La fama del viejo Schopenhauer, y la mía también



La obra cumbre de Schopenhauer, nos cuenta Rüdiger Safranski, "se gesta entre 1814 y 1818. Termina esta fase de su vida con la consciencia de haber culminado la auténtica tarea de su existencia. Después se presenta al público y tiene que comprobar, con desolación, que no hay audiencia para él" (Schopenhauer y los años salvajes de la filosofía, p. 13). Mi obra cumbre también se ha gestado ya, porque no puedo calificar de otro modo a las investigaciones éticas que absorbieron mi tiempo intelectual entre los años 2007 y 2008. Y, al igual que Schopenhauer, compruebo que no hay audiencia para este conglomerado de magnas ideas.
El gran pensador pesimista se armó de paciencia, esperando que algún día lo "descubrieran", y ese día llegó, en abril de 1853, cuando Schopenhauer ya tenía sesenta y cuatro años. Sesenta y cuatro años siendo un don nadie y tan sólo siete para disfrutar los beneficios de la fama.
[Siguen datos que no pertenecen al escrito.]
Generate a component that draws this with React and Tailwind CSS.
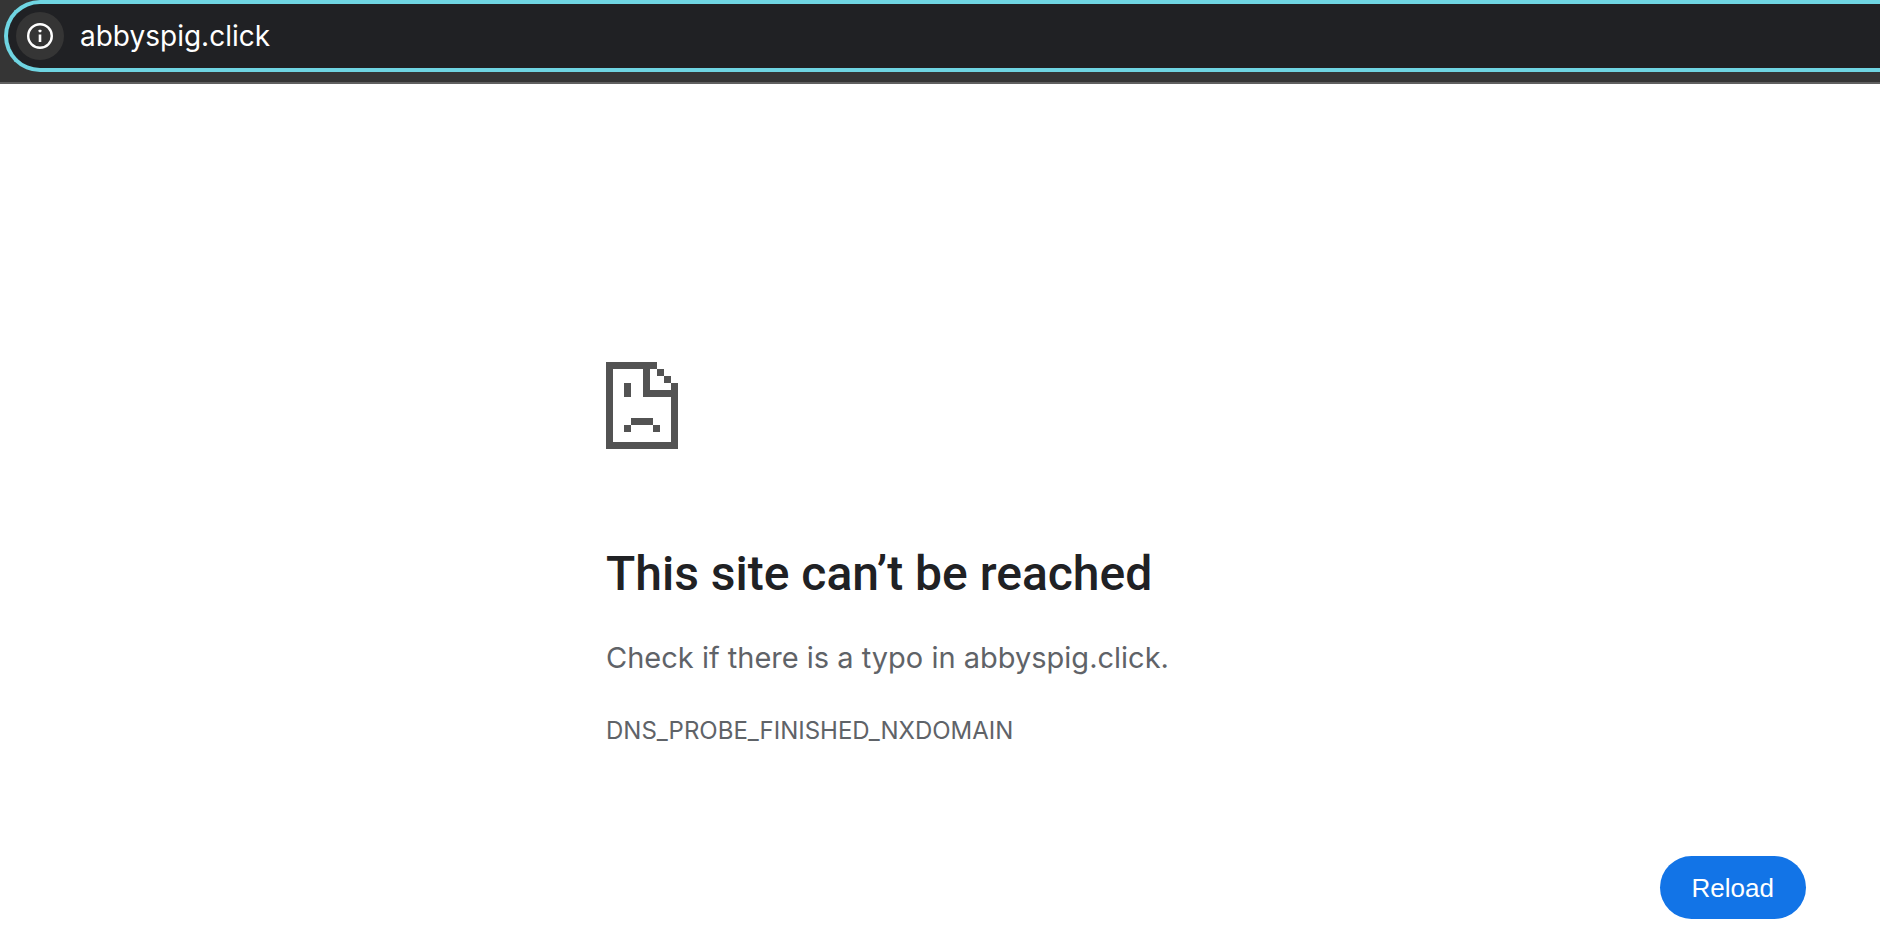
function InfoIcon() {
  return (
    <svg viewBox="0 0 26 26" className="size-[26px]" fill="none" aria-hidden="true">
      <circle cx="13" cy="13" r="11.8" stroke="#fff" strokeWidth="2.4" />
      <rect x="11.7" y="11.5" width="2.6" height="7.5" fill="#fff" />
      <rect x="11.6" y="6.7" width="2.8" height="2.5" rx="0.6" fill="#fff" />
    </svg>
  );
}

function SadPageIcon() {
  return (
    <svg
      viewBox="0 0 72 87"
      className="h-[87px] w-[72px]"
      fill="#535353"
      shapeRendering="crispEdges"
      aria-hidden="true"
    >
      <path d="M0 0H51V7H44V28H65V21H72V87H0ZM7 7V80H65V35H37V7Z" />
      <path d="M51 7h7v7h-7zM58 14h7v7h-7z" />
      <path d="M18 21h7v14h-7z" />
      <path d="M25 56h22v7h7v7h-7v-7H25v7h-7v-7h7z" />
    </svg>
  );
}

function AddressBar() {
  return (
    <header className="border-b-2 border-[#606060] bg-[#353535] pb-2.5 pl-1">
      <div className="flex h-[72px] items-center gap-4 rounded-l-full border-4 border-r-0 border-[#6fd5e2] bg-[#202124] pl-2">
        <button
          type="button"
          aria-label="View site information"
          className="flex size-12 shrink-0 items-center justify-center rounded-full bg-[#353535]"
        >
          <InfoIcon />
        </button>
        <input
          type="text"
          aria-label="Address"
          defaultValue="abbyspig.click"
          spellCheck={false}
          className="min-w-0 flex-1 bg-transparent font-['Inter',sans-serif] text-[28px] leading-9 text-white outline-none"
        />
      </div>
    </header>
  );
}

export default function App() {
  return (
    <div className="flex min-h-screen flex-col bg-white">
      <AddressBar />
      <main className="flex flex-col pt-[278px] pr-[74px] pb-8 pl-[606px] font-['Inter',sans-serif] text-[#5f6368]">
        <SadPageIcon />
        <h1 className="mt-24 font-['Roboto',sans-serif] text-[48px] leading-[58px] font-medium text-[#202124]">
          This site can’t be reached
        </h1>
        <p className="mt-9 text-[29px] leading-[38px]">
          Check if there is a typo in abbyspig.click.
        </p>
        <p className="mt-[38px] text-[24px] leading-8">DNS_PROBE_FINISHED_NXDOMAIN</p>
        <button
          type="button"
          className="mt-[109px] h-[63px] self-end rounded-full bg-[#1274e7] px-8 font-['Liberation_Sans',sans-serif] text-[26px] leading-8 text-white"
        >
          Reload
        </button>
      </main>
    </div>
  );
}
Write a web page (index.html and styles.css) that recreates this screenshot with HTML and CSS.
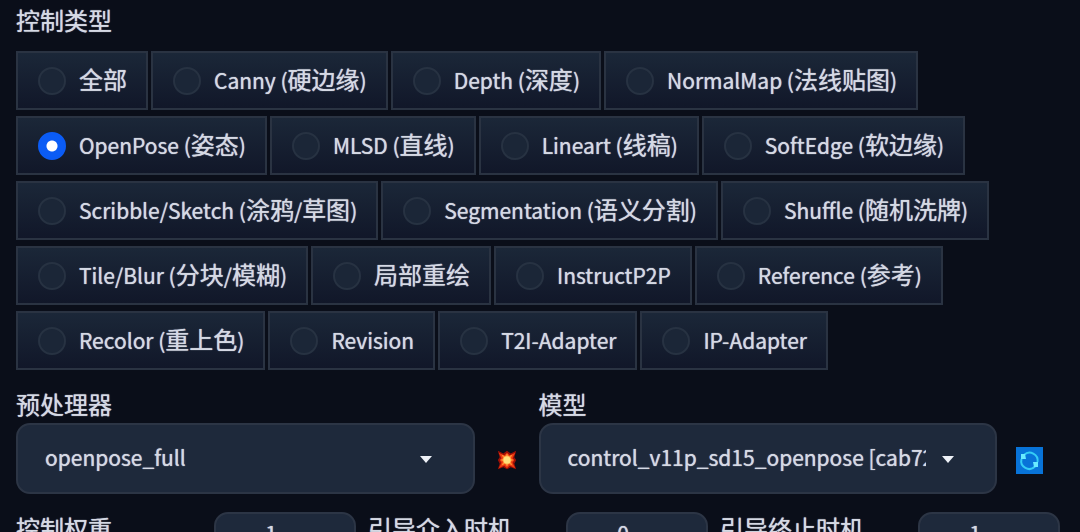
FILE: index.html
```html
<!DOCTYPE html>
<html lang="zh-CN">
<head>
<meta charset="utf-8">
<title>ControlNet</title>
<link rel="stylesheet" href="styles.css">
</head>
<body>
<main class="panel">
  <fieldset class="types">
    <legend class="caption">控制类型</legend>
    <div class="options">
      <label class="option"><input type="radio" name="type"><span><b>全部</b></span></label>
      <label class="option"><input type="radio" name="type"><span>Canny (<b>硬边缘</b>)</span></label>
      <label class="option"><input type="radio" name="type"><span>Depth (<b>深度</b>)</span></label>
      <label class="option"><input type="radio" name="type"><span>NormalMap (<b>法线贴图</b>)</span></label>
      <label class="option"><input type="radio" name="type" checked><span>OpenPose (<b>姿态</b>)</span></label>
      <label class="option"><input type="radio" name="type"><span>MLSD (<b>直线</b>)</span></label>
      <label class="option"><input type="radio" name="type"><span>Lineart (<b>线稿</b>)</span></label>
      <label class="option"><input type="radio" name="type"><span>SoftEdge (<b>软边缘</b>)</span></label>
      <label class="option"><input type="radio" name="type"><span>Scribble/Sketch (<b>涂鸦</b>/<b>草图</b>)</span></label>
      <label class="option"><input type="radio" name="type"><span>Segmentation (<b>语义分割</b>)</span></label>
      <label class="option"><input type="radio" name="type"><span>Shuffle (<b>随机洗牌</b>)</span></label>
      <label class="option"><input type="radio" name="type"><span>Tile/Blur (<b>分块</b>/<b>模糊</b>)</span></label>
      <label class="option"><input type="radio" name="type"><span><b>局部重绘</b></span></label>
      <label class="option"><input type="radio" name="type"><span>InstructP2P</span></label>
      <label class="option"><input type="radio" name="type"><span>Reference (<b>参考</b>)</span></label>
      <label class="option"><input type="radio" name="type"><span>Recolor (<b>重上色</b>)</span></label>
      <label class="option"><input type="radio" name="type"><span>Revision</span></label>
      <label class="option"><input type="radio" name="type"><span>T2I-Adapter</span></label>
      <label class="option"><input type="radio" name="type"><span>IP-Adapter</span></label>
    </div>
  </fieldset>

  <div class="models">
    <div class="field">
      <label class="caption" for="preprocessor">预处理器</label>
      <div class="line">
        <div class="dropdown">
          <select id="preprocessor"><option>openpose_full</option></select>
          <svg class="arrow" viewBox="0 0 12 7" aria-hidden="true"><path d="M0 0H12L6 7Z"/></svg>
        </div>
        <button class="tool" type="button" aria-label="运行预处理器">
          <svg class="burst" viewBox="0 0 24 24" aria-hidden="true">
            <path fill="#9c1006" d="M2 2l6 3 4-3 4 3 6-3-2 7 2 3-2 4 2 6-6-2-4 2-4-2-6 2 2-6-2-4 2-3z"/>
            <path fill="#f03a12" d="M3 4l6 3 3-3 3 3 6-3-3 6 2 2-2 3 3 6-6-3-3 3-3-3-6 3 3-6-2-3 2-2z"/>
            <path fill="#ff8f32" d="M6 6l4 2 2-3 2 3 4-2-2 4 3 2-3 2 2 4-4-2-2 3-2-3-4 2 2-4-3-2 3-2z"/>
            <circle cx="12" cy="12" r="4" fill="#ffe07a"/>
          </svg>
        </button>
      </div>
    </div>
    <div class="field">
      <label class="caption" for="model">模型</label>
      <div class="line">
        <div class="dropdown">
          <select id="model"><option>control_v11p_sd15_openpose [cab727d4]</option></select>
          <svg class="arrow" viewBox="0 0 12 7" aria-hidden="true"><path d="M0 0H12L6 7Z"/></svg>
        </div>
        <button class="tool" type="button" aria-label="刷新模型">
          <svg class="refresh" viewBox="0 0 27 27" aria-hidden="true">
            <path fill="#0873d8" d="M0 0h27v27H0z"/>
            <path fill="none" stroke="#35cdf5" stroke-width="2" d="M8 8A8 8 0 0 1 21.500 15M19 19.500A8 8 0 0 1 5.500 12"/>
            <path fill="#6aeaff" d="M5 7v5h5l-1-5zM22 20v-5h-5l1 5z"/>
          </svg>
        </button>
      </div>
    </div>
  </div>

  <div class="sliders">
    <div class="slider"><label class="caption" for="weight">控制权重</label><input id="weight" type="text" inputmode="decimal" value="1"></div>
    <div class="slider"><label class="caption" for="start">引导介入时机</label><input id="start" type="text" inputmode="decimal" value="0"></div>
    <div class="slider"><label class="caption" for="end">引导终止时机</label><input id="end" type="text" inputmode="decimal" value="1"></div>
  </div>
</main>
</body>
</html>
```

FILE: styles.css
```css
* { box-sizing: border-box; }

body {
  margin: 0;
  overflow: hidden;
  background: #0a0e19;
  color: #d5d9e4;
  font: 400 21px/32px "Noto Sans CJK SC", sans-serif;
  text-shadow: 0 0 1px #d5d9e4;
}

.panel { padding: 4px 16px 0; }

.types { margin: 0; padding: 0; border: 0; min-width: 0; }

.caption {
  padding: 0;
  font-size: 24px;
  white-space: nowrap;
}

.options {
  display: flex;
  flex-wrap: wrap;
  gap: 6px 3px;
  padding-top: 15px;
}

.option {
  display: flex;
  align-items: center;
  gap: 13px;
  height: 59px;
  padding: 0 19px 0 20px;
  border: 2px solid #2a3342;
  background: linear-gradient(#1b2738, #111729);
  white-space: nowrap;
}

.option span { padding-bottom: 2px; }

.option b { font-size: 24px; font-weight: 400; }

.option input {
  appearance: none;
  flex: none;
  width: 28px;
  height: 28px;
  margin: 0;
  border: 2px solid #273242;
  border-radius: 50%;
  background: #1b2637;
}

.option input:checked {
  border-color: #0b5cf5;
  background: radial-gradient(circle, #fff 5px, #0b5cf5 6px);
}

.models {
  display: grid;
  grid-template-columns: 1fr 1fr;
  padding-top: 18px;
  margin-right: 3px;
}

.field { display: flex; flex-direction: column; gap: 3px; min-width: 0; }

.line { display: flex; align-items: center; }

.dropdown { position: relative; flex: 1; min-width: 0; }

.dropdown select {
  appearance: none;
  display: block;
  width: 100%;
  height: 71px;
  padding: 0 69px 4px 27px;
  border: 2px solid #2c3545;
  border-radius: 14px;
  background: #1e293b;
  color: inherit;
  font: inherit;
  text-shadow: inherit;
  overflow: hidden;
}

.arrow {
  position: absolute;
  right: 43px;
  top: 33px;
  width: 12px;
  height: 7px;
  fill: #eef1f7;
  pointer-events: none;
}

.tool {
  display: flex;
  justify-content: center;
  align-items: center;
  width: 64px;
  height: 71px;
  padding: 3px 0 0;
  border: 0;
  background: none;
}

.burst { width: 22px; height: 22px; }
.refresh { width: 27px; height: 27px; }

.sliders {
  display: grid;
  grid-template-columns: repeat(3, 1fr);
  gap: 12px;
  padding-top: 18px;
  margin-right: 4px;
}

.slider {
  display: flex;
  justify-content: space-between;
  align-items: flex-start;
}

.slider input {
  width: 142px;
  height: 44px;
  padding: 0 32px 2px 4px;
  border: 2px solid #2c3545;
  border-radius: 14px;
  background: #1e293b;
  color: inherit;
  font: inherit;
  text-shadow: inherit;
  text-align: center;
}
```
Pero ¿de qué le sirve la fama a un pobre viejo? No de mucho si la comparamos con la fama en la juventud o en la madurez, que le brinda al individuo que la tiene una ilusoria pero no por ello menos vívida sensación de omnipotencia. Pero igual la disfrutó. Téngase por seguro que Schopenhauer disfrutó de sus últimos siete años mucho más, muchísimo más, de lo que la lógica le permitía visto y considerando su postura filosófica.
¿Y yo? ¿Podré disfrutar de algunos años de notoriedad, aunque más no sea en la senectud de mi existencia? Mi vanidad, lo que tengo de vanidoso, lo desea fervientemente; pero lo que tengo de filósofo, por poco que sea, me pide a gritos que rehúya el beso de la viuda negra.